Caught by the River

Through the Meniscus

26th July 2014

The river (2)
‘The River’ by Dr Sharon Blackie

Thanks very much to David and Sharon from the Riverwitch blog for letting us repost this piece.

Perhaps truth is not a place but a dance. That is what it seemed to be this morning when a piece of knowledge I first had as a young boy, and somehow misplaced for decades, circled around and re-materialised in a new river.

When I was small I lived in rivers. I did not distinguish very clearly between the worlds above and below the water’s surface because few of the creatures I lived amongst made that distinction. It is true that some creatures were always in the wet part of the world – gudgeon, eels, crayfish – no, now I think of it the eels also came onto and across dry land. And a few crossed the border only occasionally – trout leapt, kingfishers leapt the other way, occasionally crossing in the post. But many creatures were constantly back and forth – dippers, water shrews, otters, frogs – as if there weren’t any border controls at all. From these creatures I learnt to think of the river as porous.

Sat with my feet dangling in the water, amidst all my companions’ busy, daily routines of entering water and emerging into air, I learned that there was another, very different way in which a creature’s life could relate to the surface of the water, to the meniscus itself. A solemn way. A way that perplexed me – unable as I was to comprehend death, aged twelve. I watched thousands of ephemera hatch in the meniscus from their splitting nymph skins and bubble up beauty into the air. The ephemera, the class of insect to which the Mayfly belongs. The elegance of their wings, the lithe of their colourful bodies, the sheer daring excess of their long tails. All taking flight in a swirling dance above the river to find love, of which I maybe had some dim, precocious grasp, and leaving behind the homely river bed where they had lived such interesting, seemingly sufficient lives for a year or more. Leaving forever. No returns. And within 48 hours these dancers would all be dead.
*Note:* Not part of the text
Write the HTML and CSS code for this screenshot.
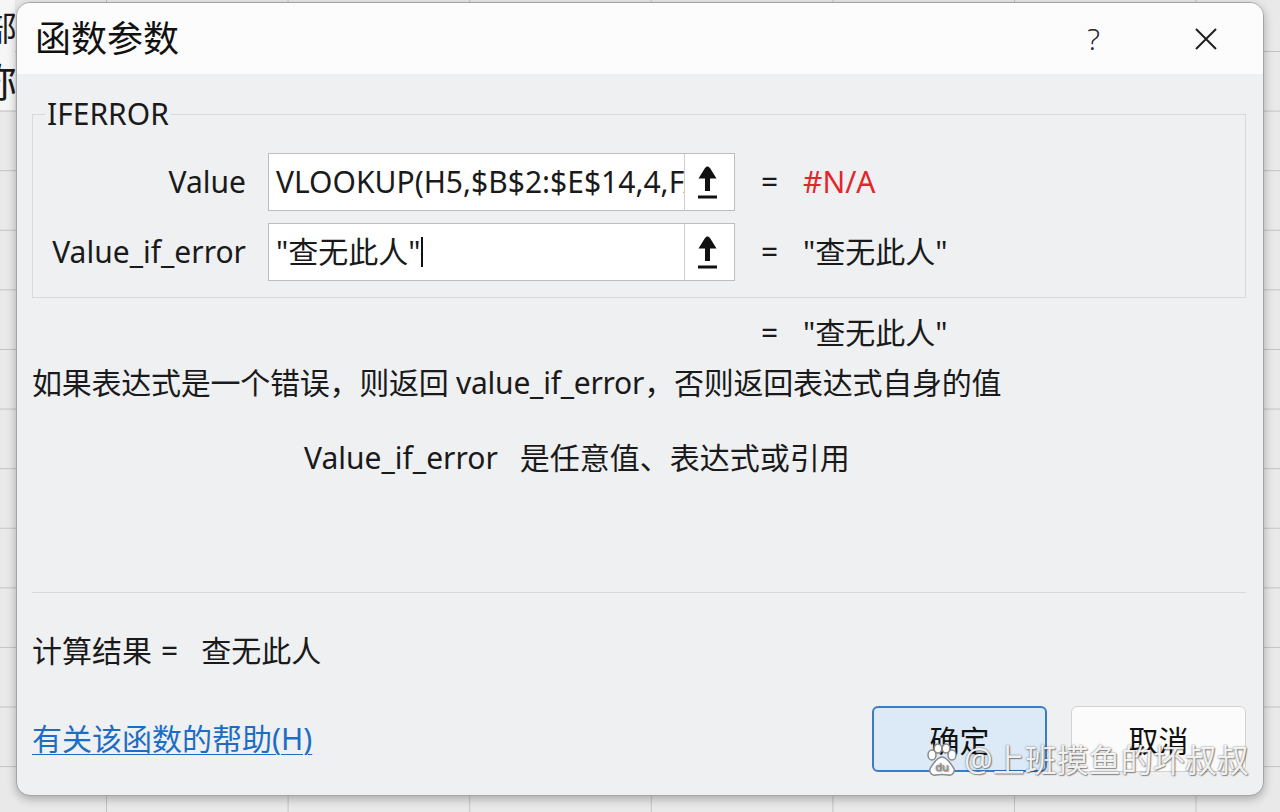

Forty years on I am sat with my feet dangling in a different river watching the hatch of ephemera. For a couple of days there has been a steady pulse of emergence in the late morning. By my side are some dead branches of gorse projecting out over the river and carrying a spider’s web. One of yesterday’s emerging dancers is caught. After all the months of preparation and anticipation the tiny wings have stuck fast, hopelessly, just seconds after the water had released them. I bent down to speak a sadness over the tiny corpse. But then I noticed that things were not quite that simple, and smiled at what I saw.

Dun (2)
‘Dun’ by David Knowles

It had happened like this. The tiny, beautiful ‘dun’ (or sub-imago as a scientist might say) had broken from both its nymph skin and the meniscus in a tumbling struggle of fast water a few yards upstream of the gorse branches. It flew immediately upwards and into the web feet-first. The spider was aware of its trembling but had eaten well over the previous day and was in no hurry. This dainty catch could wait until the following morning. Many other duns emerged and flew safely past the web, swirling upwards and away. Night fell. The cloud of recently flown duns found safe havens on the underside of alder leaves or in hawthorn bushes. Because the day of their emergence is not the day of the mating dance nor are the ‘dun’ or drab colours of the freshly winged sub-imagos the ones they will wear for their last flight.

This morning, before the spider was awake, in the best possible conditions of humidity and warmth, all the duns, including our dun in the spider’s web, laid their first set of wings flat. Wings which had only carried them for an hour or two at most, wings so intricate and costly, were cut off from circulation. One final time the skin of each individual split and from the husk of each dun emerged an imago, the ‘spinner’, the glorious glossy sun-catcher who would dance the last dance. I saw that the dun in the spider’s web had flown – and left the spider just the dry husk of the skin which had been its one-day identity. Whether it found the cloud of other spinners I can’t tell, but it had flown.